Hannaway’s father and Gerry Adams’s mother were brother and sister, which makes Kevin and Gerry first cousins. Moloney says the fact that Hannaway, a close relative of Adams, the chief architect of the Sinn Fein/IRA peace process, has been accused of being in sympathy with the enemies of the peace process is likely to be a source of considerable embarrassment and political discomfort for the Sinn Fein president.

The other important feature of Kevin Hannaway’s arrest “is that he is one of the most respected survivors of the Provo IRA’s founding fathers,” says Moloney. This is a tested veteran of the war with Britain and it should send a red-hot alert to Sinn Fein/IRA that some of their most trusted operatives are unhappy and possibly moving into the dissident orbit. Not good news for anyone.

RANDOM CLIPPINGS

Former Irish Ombudsman Baroness Nuala O’Loan went on BBC’s Radio 4 to tell listeners that peace in the North is “fragile” as she delivered a broadside against current British government agencies for overlooking endemic post-traumatic stress disorder in NI. … On Sept. 28, 1960, at Fenway Park, Ted Williams delighted me and 10,453 other spectators by hitting his 521st home run in his last MLB at-bat. … Rory McIlroy is king of the Green but he is touting another northerner, Belfast’s Tom McKibbin, who just won the under 12 world championship in the US. … Irish clothing retailer Primark is opening its first US store in Boston this month. … A new political party in Ireland, Renua, is promising major tax cuts for self-employed. … Fifty years ago a newspaper strike in Dublin closed 46 printing houses and the papers for ten weeks. … The AOH says that CNN, still looking for an identity, is in a time warp looking at Irish history. … The new Google maps somehow omitted the giant Goliath crane from its recent mapping. … the Orange Order is unhappy that easyJet warned passengers about the July 12 “travel disruptions.”

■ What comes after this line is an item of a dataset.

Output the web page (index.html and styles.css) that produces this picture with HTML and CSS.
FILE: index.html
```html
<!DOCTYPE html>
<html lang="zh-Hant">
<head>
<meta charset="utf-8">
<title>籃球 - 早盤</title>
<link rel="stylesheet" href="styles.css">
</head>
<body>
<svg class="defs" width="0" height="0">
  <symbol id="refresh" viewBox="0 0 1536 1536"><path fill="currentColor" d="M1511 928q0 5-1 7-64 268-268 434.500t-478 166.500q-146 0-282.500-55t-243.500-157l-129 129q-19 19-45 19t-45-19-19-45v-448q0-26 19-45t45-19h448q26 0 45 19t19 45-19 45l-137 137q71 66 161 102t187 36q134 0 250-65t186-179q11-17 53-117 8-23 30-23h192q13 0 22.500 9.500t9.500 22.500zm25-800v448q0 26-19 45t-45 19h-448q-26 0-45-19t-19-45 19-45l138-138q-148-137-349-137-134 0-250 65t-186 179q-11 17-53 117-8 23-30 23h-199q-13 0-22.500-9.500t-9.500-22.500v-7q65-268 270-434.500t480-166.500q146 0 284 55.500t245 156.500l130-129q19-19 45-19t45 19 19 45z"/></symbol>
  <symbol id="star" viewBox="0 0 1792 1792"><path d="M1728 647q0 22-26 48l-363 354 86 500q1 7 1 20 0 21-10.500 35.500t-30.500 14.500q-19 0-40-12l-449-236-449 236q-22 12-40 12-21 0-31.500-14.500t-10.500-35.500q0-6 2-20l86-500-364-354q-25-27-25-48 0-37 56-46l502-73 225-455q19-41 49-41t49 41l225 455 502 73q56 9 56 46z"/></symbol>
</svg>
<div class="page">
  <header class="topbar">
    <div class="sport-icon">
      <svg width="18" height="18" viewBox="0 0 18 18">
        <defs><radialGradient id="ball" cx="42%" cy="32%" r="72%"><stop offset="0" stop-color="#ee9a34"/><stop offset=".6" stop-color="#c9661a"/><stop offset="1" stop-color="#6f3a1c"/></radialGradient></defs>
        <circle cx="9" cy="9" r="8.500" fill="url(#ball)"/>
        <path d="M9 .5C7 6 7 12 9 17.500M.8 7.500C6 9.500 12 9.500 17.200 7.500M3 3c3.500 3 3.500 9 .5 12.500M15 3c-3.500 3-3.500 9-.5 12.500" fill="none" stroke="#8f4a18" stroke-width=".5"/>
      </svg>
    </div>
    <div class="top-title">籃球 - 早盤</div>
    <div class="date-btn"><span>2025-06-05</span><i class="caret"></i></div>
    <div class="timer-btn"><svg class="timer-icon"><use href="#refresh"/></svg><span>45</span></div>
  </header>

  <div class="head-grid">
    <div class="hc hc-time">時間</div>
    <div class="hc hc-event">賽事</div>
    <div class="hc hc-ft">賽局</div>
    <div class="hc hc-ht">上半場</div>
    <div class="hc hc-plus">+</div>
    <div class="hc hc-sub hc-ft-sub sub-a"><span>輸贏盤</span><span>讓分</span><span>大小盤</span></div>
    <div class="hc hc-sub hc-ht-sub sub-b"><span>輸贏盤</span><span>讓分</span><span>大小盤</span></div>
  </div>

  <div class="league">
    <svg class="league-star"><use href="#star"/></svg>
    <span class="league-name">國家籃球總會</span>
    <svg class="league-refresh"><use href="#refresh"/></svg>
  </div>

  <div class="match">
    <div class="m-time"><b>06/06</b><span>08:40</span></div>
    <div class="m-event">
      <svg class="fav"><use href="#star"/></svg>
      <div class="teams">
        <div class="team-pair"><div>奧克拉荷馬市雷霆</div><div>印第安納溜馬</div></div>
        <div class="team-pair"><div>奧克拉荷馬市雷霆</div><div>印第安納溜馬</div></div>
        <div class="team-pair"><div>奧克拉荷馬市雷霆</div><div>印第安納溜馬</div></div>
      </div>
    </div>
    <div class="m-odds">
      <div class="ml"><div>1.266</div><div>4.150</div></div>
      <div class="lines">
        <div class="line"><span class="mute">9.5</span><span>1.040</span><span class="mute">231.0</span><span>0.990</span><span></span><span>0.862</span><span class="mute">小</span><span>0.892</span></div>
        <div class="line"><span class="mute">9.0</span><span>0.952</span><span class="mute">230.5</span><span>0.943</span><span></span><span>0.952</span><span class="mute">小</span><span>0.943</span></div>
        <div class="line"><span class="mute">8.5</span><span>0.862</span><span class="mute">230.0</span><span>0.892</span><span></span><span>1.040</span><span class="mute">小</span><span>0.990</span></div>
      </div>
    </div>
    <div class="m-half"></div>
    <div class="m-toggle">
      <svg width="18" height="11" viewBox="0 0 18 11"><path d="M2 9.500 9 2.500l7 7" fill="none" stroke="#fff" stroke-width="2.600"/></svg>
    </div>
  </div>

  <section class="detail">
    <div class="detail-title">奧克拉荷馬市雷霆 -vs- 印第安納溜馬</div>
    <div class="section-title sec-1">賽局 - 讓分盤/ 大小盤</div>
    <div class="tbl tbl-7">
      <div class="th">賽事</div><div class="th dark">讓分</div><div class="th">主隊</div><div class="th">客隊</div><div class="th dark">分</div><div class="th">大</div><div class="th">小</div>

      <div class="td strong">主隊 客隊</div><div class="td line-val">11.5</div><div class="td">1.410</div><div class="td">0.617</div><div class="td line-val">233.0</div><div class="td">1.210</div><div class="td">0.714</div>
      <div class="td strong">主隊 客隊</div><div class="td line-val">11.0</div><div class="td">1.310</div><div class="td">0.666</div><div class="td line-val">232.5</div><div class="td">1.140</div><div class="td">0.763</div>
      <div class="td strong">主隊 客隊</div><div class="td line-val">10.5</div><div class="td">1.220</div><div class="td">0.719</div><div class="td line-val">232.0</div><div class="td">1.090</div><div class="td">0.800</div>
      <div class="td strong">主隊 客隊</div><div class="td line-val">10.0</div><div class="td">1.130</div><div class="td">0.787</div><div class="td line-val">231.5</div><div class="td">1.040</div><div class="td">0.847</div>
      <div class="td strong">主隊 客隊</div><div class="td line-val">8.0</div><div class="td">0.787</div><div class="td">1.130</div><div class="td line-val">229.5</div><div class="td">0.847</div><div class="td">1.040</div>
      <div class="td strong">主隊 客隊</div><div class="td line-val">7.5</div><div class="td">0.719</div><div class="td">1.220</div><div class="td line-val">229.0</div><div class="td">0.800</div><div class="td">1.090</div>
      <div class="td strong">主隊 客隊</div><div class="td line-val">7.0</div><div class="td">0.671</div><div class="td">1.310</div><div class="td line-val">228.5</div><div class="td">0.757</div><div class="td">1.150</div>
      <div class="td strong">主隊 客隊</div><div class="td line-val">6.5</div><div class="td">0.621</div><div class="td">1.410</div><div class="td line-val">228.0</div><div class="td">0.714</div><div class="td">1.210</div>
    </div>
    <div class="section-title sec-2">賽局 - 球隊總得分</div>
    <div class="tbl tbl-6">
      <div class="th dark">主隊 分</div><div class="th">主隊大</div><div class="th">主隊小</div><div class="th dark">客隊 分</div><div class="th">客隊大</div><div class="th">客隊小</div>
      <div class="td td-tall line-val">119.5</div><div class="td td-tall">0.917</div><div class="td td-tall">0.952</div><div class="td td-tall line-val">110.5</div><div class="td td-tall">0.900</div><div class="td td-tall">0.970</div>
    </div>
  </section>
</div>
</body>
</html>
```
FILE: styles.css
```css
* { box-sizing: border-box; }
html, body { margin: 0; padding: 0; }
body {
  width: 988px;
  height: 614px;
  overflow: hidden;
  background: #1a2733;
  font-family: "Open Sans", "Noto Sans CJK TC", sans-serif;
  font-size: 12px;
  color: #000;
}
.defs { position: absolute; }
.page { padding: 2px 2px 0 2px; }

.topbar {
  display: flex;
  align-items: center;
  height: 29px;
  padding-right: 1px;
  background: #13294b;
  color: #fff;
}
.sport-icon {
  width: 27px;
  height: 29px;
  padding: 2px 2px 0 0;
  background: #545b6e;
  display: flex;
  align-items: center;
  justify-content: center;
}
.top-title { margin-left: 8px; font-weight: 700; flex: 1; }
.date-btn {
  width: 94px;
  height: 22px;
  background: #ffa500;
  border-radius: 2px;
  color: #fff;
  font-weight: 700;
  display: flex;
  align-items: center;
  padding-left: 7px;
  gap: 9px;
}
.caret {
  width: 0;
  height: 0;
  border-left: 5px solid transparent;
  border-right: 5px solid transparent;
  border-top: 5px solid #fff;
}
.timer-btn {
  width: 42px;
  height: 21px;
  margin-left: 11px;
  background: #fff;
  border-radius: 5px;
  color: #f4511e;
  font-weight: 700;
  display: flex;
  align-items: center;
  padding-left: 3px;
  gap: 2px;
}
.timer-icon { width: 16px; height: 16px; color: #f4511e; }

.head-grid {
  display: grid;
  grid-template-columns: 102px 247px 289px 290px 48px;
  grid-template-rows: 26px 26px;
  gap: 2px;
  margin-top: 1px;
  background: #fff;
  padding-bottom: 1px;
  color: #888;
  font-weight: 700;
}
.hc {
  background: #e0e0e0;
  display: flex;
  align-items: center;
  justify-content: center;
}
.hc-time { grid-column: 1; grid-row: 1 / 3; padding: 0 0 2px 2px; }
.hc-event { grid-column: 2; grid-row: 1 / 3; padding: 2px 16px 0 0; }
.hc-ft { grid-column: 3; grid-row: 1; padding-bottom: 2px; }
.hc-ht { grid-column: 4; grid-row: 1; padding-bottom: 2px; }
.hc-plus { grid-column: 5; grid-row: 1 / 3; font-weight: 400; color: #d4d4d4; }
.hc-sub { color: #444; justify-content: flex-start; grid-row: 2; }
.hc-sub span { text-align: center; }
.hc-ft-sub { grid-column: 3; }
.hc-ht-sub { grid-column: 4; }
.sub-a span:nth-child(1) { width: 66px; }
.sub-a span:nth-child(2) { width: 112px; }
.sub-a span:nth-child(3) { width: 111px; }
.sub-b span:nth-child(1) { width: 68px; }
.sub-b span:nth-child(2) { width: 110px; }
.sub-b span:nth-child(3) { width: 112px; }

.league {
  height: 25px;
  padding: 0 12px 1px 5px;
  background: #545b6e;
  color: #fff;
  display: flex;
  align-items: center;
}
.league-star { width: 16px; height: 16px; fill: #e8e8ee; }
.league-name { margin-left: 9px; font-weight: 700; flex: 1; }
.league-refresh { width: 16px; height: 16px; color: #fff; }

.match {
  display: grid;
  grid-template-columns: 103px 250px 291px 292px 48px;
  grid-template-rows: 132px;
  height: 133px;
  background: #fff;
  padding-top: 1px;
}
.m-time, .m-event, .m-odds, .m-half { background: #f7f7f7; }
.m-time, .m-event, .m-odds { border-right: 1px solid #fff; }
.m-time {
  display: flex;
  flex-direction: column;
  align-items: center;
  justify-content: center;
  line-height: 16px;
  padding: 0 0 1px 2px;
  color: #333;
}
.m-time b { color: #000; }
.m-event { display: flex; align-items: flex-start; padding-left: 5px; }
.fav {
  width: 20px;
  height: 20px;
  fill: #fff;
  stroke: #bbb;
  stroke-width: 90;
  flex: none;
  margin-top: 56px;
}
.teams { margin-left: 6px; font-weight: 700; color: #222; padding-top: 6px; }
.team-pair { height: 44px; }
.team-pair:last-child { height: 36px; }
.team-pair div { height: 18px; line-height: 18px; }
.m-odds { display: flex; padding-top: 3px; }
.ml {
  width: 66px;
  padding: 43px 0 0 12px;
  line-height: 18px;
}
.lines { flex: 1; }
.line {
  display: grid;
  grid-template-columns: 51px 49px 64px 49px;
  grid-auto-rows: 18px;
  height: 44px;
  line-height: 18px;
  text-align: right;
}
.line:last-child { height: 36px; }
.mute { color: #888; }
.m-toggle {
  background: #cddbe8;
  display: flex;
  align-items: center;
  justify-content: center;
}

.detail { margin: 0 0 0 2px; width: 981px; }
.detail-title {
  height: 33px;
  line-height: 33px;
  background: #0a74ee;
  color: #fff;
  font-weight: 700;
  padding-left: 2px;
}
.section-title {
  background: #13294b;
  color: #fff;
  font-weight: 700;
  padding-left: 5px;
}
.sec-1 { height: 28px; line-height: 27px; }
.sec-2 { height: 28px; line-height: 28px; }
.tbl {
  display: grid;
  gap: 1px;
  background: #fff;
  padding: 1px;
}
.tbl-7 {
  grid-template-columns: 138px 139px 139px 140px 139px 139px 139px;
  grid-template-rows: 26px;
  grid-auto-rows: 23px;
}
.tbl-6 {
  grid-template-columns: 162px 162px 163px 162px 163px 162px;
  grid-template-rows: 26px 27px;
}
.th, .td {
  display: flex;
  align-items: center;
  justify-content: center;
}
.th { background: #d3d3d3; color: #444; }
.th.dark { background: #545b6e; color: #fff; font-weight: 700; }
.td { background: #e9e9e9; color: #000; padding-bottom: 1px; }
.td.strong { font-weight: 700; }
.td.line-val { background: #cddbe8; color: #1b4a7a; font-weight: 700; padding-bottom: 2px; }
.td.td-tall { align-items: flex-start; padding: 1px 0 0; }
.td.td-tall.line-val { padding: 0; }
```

A lovely lady, Mary Keane, John Bs wife who took John’s place at their pub in Listowell on many occasions, has passed on at 86. … Ryanair, in a new milestone, carried 10 million passengers in July. … Months after a Galway waitress at An Pota Café recognized a customer who had left his disability money by mistake, she was able to return his cash. Happy Days. … The Irish holiday home industry remained strong even through the recent terrible weather. And, sadly, the number of Irish home repossessions has reached 60 a week. … Sean Fitzpatrick, who lent himself 100 million euros from his bank, Anglo Irish, is trying to get his ongoing trial adjourned. Fat chance.

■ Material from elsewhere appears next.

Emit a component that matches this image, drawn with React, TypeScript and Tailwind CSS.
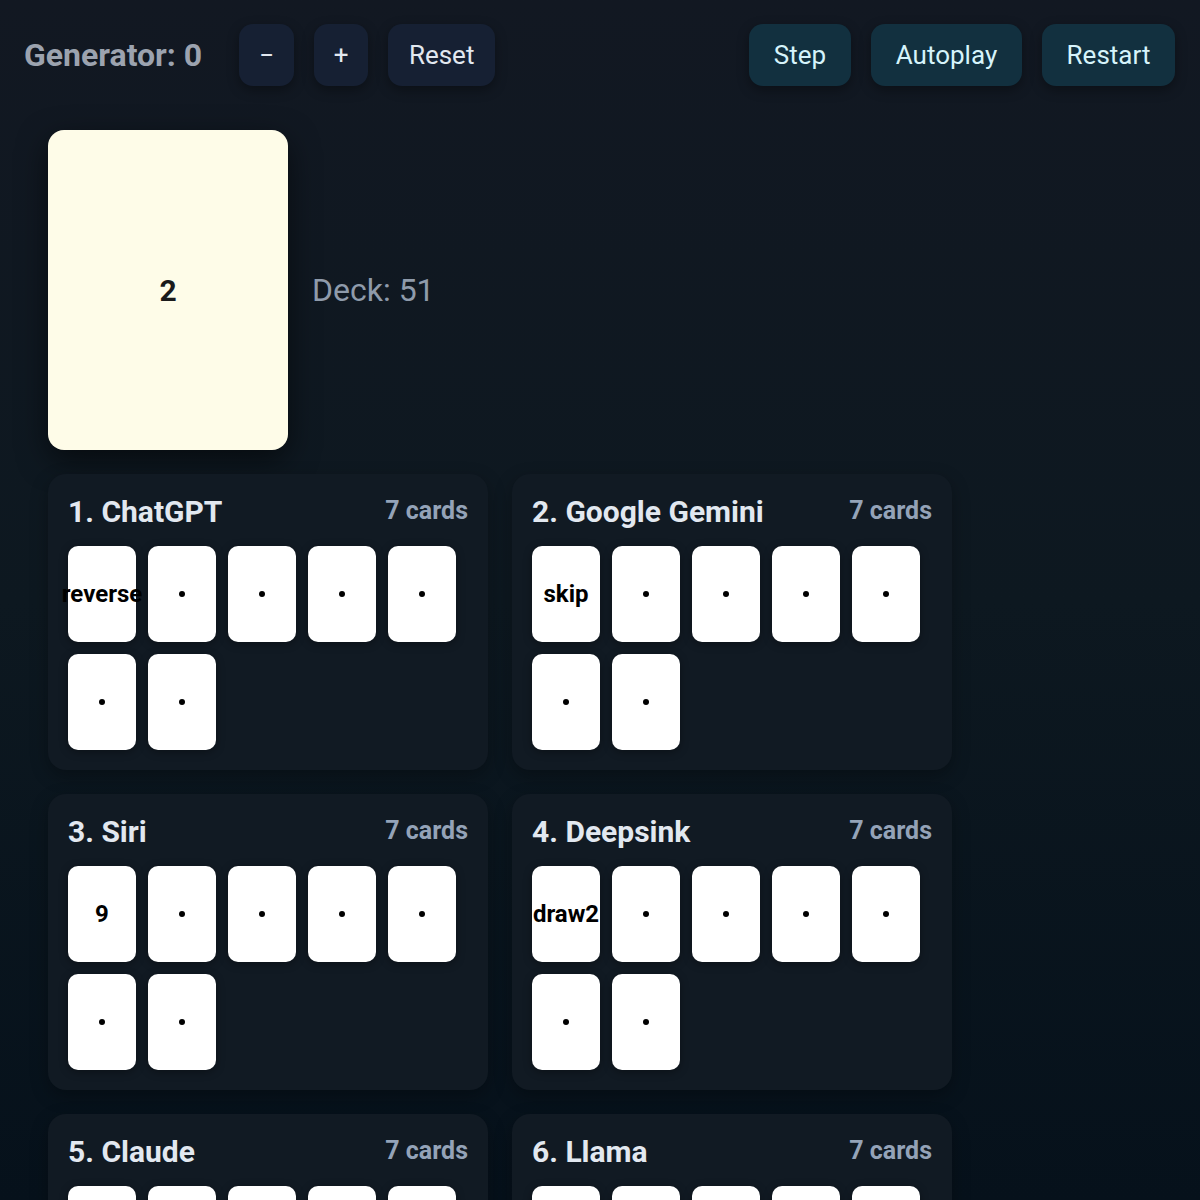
import React from 'react';

type Player = {
  name: string;
  hand: string[];
};

const players: Player[] = [
  { name: 'ChatGPT', hand: ['reverse', '•', '•', '•', '•', '•', '•'] },
  { name: 'Google Gemini', hand: ['skip', '•', '•', '•', '•', '•', '•'] },
  { name: 'Siri', hand: ['9', '•', '•', '•', '•', '•', '•'] },
  { name: 'Deepsink', hand: ['draw2', '•', '•', '•', '•', '•', '•'] },
  { name: 'Claude', hand: ['•', '•', '•', '•', '•', '•', '•'] },
  { name: 'Llama', hand: ['•', '•', '•', '•', '•', '•', '•'] },
];

const font = { fontFamily: 'Roboto, "Noto Sans", sans-serif' };

const ghostBtn =
  'h-[62px] rounded-[14px] bg-[#162033] text-[#e2e8f0] text-[26px] shadow-[0_4px_12px_rgba(0,0,0,0.35)] flex items-center justify-center';
const actionBtn =
  'h-[62px] rounded-[14px] bg-[#12303f] text-[#d6f4fb] text-[26px] shadow-[0_4px_12px_rgba(0,0,0,0.35)] flex items-center justify-center';

const MiniCard: React.FC<{ label: string }> = ({ label }) => (
  <div className="w-[68px] h-[96px] rounded-[10px] bg-white flex items-center justify-center overflow-visible shadow-[0_2px_8px_rgba(0,0,0,0.35)]">
    {label === '•' ? (
      <span className="w-[6px] h-[6px] rounded-full bg-black" />
    ) : (
      <span className="text-[24px] font-bold text-black whitespace-nowrap">{label}</span>
    )}
  </div>
);

const PlayerPanel: React.FC<{ index: number; player: Player }> = ({ index, player }) => (
  <div className="w-[440px] rounded-[18px] bg-[#111a23] p-5 shadow-[0_6px_18px_rgba(0,0,0,0.3)]">
    <div className="flex items-center justify-between h-[36px] mb-4">
      <h2 className="text-[30px] font-bold text-[#e2e8f0] leading-none">
        {index + 1}. {player.name}
      </h2>
      <span className="text-[25px] font-bold text-[#94a3b8] leading-none -mt-[4px]">
        {player.hand.length} cards
      </span>
    </div>
    <div className="flex flex-wrap gap-3">
      {player.hand.map((c, i) => (
        <MiniCard key={i} label={c} />
      ))}
    </div>
  </div>
);

export default function App() {
  return (
    <div
      className="h-[1200px] w-full bg-gradient-to-b from-[#121822] via-[#0d1820] to-[#06111b] overflow-hidden"
      style={font}
    >
      {/* top bar */}
      <div className="flex items-center justify-between pl-6 pr-[25px] pt-6">
        <div className="flex items-center">
          <span className="text-[32px] font-bold text-[#9ca3af] mr-[37px]">Generator: 0</span>
          <div className="flex gap-5">
            <button className={`${ghostBtn} w-[55px]`}>−</button>
            <button className={`${ghostBtn} w-[54px]`}>+</button>
            <button className={`${ghostBtn} w-[107px]`}>Reset</button>
          </div>
        </div>
        <div className="flex gap-5">
          <button className={`${actionBtn} w-[102px]`}>Step</button>
          <button className={`${actionBtn} w-[151px]`}>Autoplay</button>
          <button className={`${actionBtn} w-[133px]`}>Restart</button>
        </div>
      </div>

      <div className="pl-12 pt-[44px]">
        {/* discard pile + deck */}
        <div className="flex items-center gap-6 mb-6">
          <div className="w-[240px] h-[320px] rounded-[16px] bg-[#fefce8] flex items-center justify-center shadow-[0_10px_30px_rgba(0,0,0,0.55)]">
            <span className="text-[30px] font-bold text-[#1a1a1a]">2</span>
          </div>
          <span className="text-[32px] text-[#8f9bab]">Deck: 51</span>
        </div>

        {/* players */}
        <div className="grid grid-cols-[440px_440px] gap-6">
          {players.map((p, i) => (
            <PlayerPanel key={p.name} index={i} player={p} />
          ))}
        </div>
      </div>
    </div>
  );
}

Tea sales in Britain are dropping and retailers are blaming coffee and green tea. … Old pal Dr. Frank Costello, and Dr. Gerard MacAtasney are collaborating on a book on the global impact of the Irish Famine. … Good to see that Ace Atkins, the successor to Robert Parker in the ongoing series of Spenser novels, has been seamless in continuing to use Parker’s references and mentioning some musicians from early novels. Atkins spent Page 200 in his “Cheap Shot” Spenser novel  weaving the late pianist Dave McKenna and the Copley’s Oak Bar into his story line. As with Parker, the reference worked well in highlighting local color. … Support your local food pantries and meals for the homeless.